In the four league matches covered by this article, Liverpool have had a total of 13 clear-cut chances, or one every 28 minutes. Three of the seven which have occurred whilst Shaqiri has been on the pitch have either been created or taken by the Swiss powercube. It’s figures like this which have him near the top of the club’s chart for clear-cut chance involvement this season.

Friday 30th November: 

“Liverpool Aren’t Very Good” by Paul Tomkins

Liverpool are virtually keeping pace with “the greatest team of all time” (part sarcasm on my part, but also partly true; City are pretty fucking awesome, and breaking all kinds of records, it has to be said, although they dropped points versus Wolves and allowed lowly West Ham a ton of chances. And against Lyon – far weaker than PSG – they have lost and drawn. So they’re not perfect either…).

Statistically, Liverpool being unconvincing in the Premier League is bullshit. In pretty much every way you can analyse football, the statement is provable bullshit. As such, I thought I’d throw out a rare free piece these days to just counter a lame statement.

While Liverpool’s attacking play hasn’t been as fast and fearless as at high points last season – and remember, comparing to last season’s high points alone is a kind of selective bias – does that mean the Reds have been “unconvincing”? I haven’t been as “wowed” by the front three as at times last season, but the team is not just its front three. And at times last season the front three wasn’t on fire, either.

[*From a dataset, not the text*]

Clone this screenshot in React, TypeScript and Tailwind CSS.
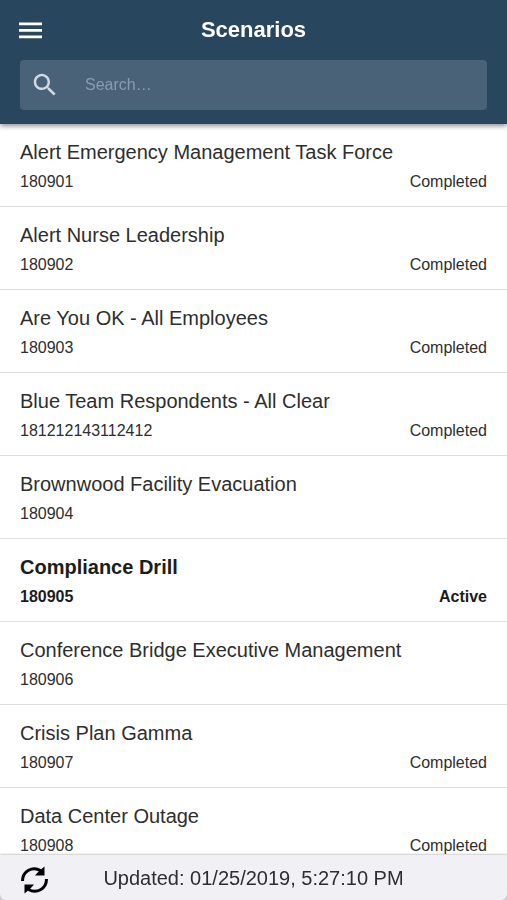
import { useState } from "react";

type Scenario = {
  id: string;
  title: string;
  status?: "Completed" | "Active";
};

const scenarios: Scenario[] = [
  { id: "180901", title: "Alert Emergency Management Task Force", status: "Completed" },
  { id: "180902", title: "Alert Nurse Leadership", status: "Completed" },
  { id: "180903", title: "Are You OK - All Employees", status: "Completed" },
  { id: "181212143112412", title: "Blue Team Respondents - All Clear", status: "Completed" },
  { id: "180904", title: "Brownwood Facility Evacuation" },
  { id: "180905", title: "Compliance Drill", status: "Active" },
  { id: "180906", title: "Conference Bridge Executive Management" },
  { id: "180907", title: "Crisis Plan Gamma", status: "Completed" },
  { id: "180908", title: "Data Center Outage", status: "Completed" },
];

function MenuIcon() {
  return (
    <svg viewBox="0 0 30 30" className="size-[30px]" fill="currentColor" aria-hidden>
      <path d="M3 7.500h23v2.700H3zM3 14h23v2.700H3zM3 20.500h23v2.700H3z" />
    </svg>
  );
}

function SearchIcon() {
  return (
    <svg viewBox="0 0 24 24" className="size-[30px] shrink-0" fill="currentColor" aria-hidden>
      <path d="M15.5 14h-.79l-.28-.27C15.41 12.59 16 11.11 16 9.5 16 5.91 13.09 3 9.5 3S3 5.91 3 9.5 5.91 16 9.5 16c1.61 0 3.09-.59 4.23-1.57l.27.28v.79l5 4.99L20.49 19l-4.99-5zm-6 0C7.01 14 5 11.99 5 9.5S7.01 5 9.5 5 14 7.01 14 9.5 11.99 14 9.5 14z" />
    </svg>
  );
}

function RefreshIcon() {
  return (
    <svg viewBox="0 0 28 28" className="size-7" aria-hidden>
      <g fill="none" stroke="currentColor" strokeWidth="3">
        <path d="M2.500 15C2.500 5 12.500 0 20.500 4.500" />
        <path d="M26.500 13C26.500 23 16.500 28 8.500 23.500" />
      </g>
      <path d="M24.500 .5v9h-9.500l4-4.500z" fill="currentColor" />
      <path d="M4.500 27.500v-9h9.500l-4 4.500z" fill="currentColor" />
    </svg>
  );
}

function ScenarioRow({ scenario }: { scenario: Scenario }) {
  const active = scenario.status === "Active";

  return (
    <li className="border-b border-[#dedede]">
      <button
        type="button"
        className={`flex w-full flex-col gap-[7px] px-5 pt-4 pb-[13px] text-left ${
          active ? "font-bold text-[#1c1c1c]" : "text-[#2e2e2e]"
        }`}
      >
        <span className="text-xl leading-6">{scenario.title}</span>
        <span className="flex w-full justify-between text-base leading-[22px]">
          <span>{scenario.id}</span>
          <span>{scenario.status}</span>
        </span>
      </button>
    </li>
  );
}

export default function App() {
  const [query, setQuery] = useState("");
  const visible = scenarios.filter((item) => item.title.toLowerCase().includes(query.toLowerCase()));

  return (
    <div className="flex h-screen flex-col bg-[#cfcfd2] font-['Liberation_Sans',Arial,sans-serif]">
      <header className="relative z-10 bg-[#29465f] px-5 pt-[15px] pb-[14px] text-white shadow-[0_2px_5px_rgba(0,0,0,0.45)]">
        <div className="grid grid-cols-[30px_1fr_30px] items-center">
          <button type="button" aria-label="Open menu" className="-ml-1">
            <MenuIcon />
          </button>
          <h1 className="text-center text-[22px] leading-[30px] font-bold">Scenarios</h1>
        </div>
        <label className="mt-[15px] flex h-[50px] items-center gap-[25px] rounded bg-[#4a6277] pl-[10px]">
          <span className="text-[#cfdae2]">
            <SearchIcon />
          </span>
          <input
            type="search"
            aria-label="Search scenarios"
            placeholder="Search…"
            value={query}
            onChange={(event) => setQuery(event.target.value)}
            className="min-w-0 flex-1 bg-transparent text-base text-white outline-none placeholder:text-[#869db0]"
          />
        </label>
      </header>
      <ul className="min-h-0 flex-1 overflow-y-auto bg-white [scrollbar-width:none]">
        {visible.map((scenario) => (
          <ScenarioRow key={scenario.id} scenario={scenario} />
        ))}
      </ul>
      <footer className="relative z-10 grid h-[45px] shrink-0 grid-cols-[28px_1fr_28px] items-center rounded-b-md bg-[#f0f0f5] px-5 text-[#2e2e2e] shadow-[0_-1px_2px_rgba(0,0,0,0.2)]">
        <button type="button" aria-label="Refresh" className="pt-1 text-black">
          <RefreshIcon />
        </button>
        <p className="text-center text-xl">Updated: 01/25/2019, 5:27:10 PM</p>
      </footer>
    </div>
  );
}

Isn’t great defending whilst creating more chances than the opposition at the other end actually quite convincing? In the xG (expected goals) league table, Liverpool are still 2nd, with an impressive record; deservedly 2nd. This is not like Man United last year, who posted average numbers – something worthy of several positions below their actual league standing – but had a great goalkeeper who rescued them time and again beyond a sustainable level. By contrast, Liverpool now have a wonderful keeper too, but he rarely has more than one save to make per match in the league.

Liverpool have conceded just five league goals this season, a club record, and have a points tally that is the club’s Premier League record.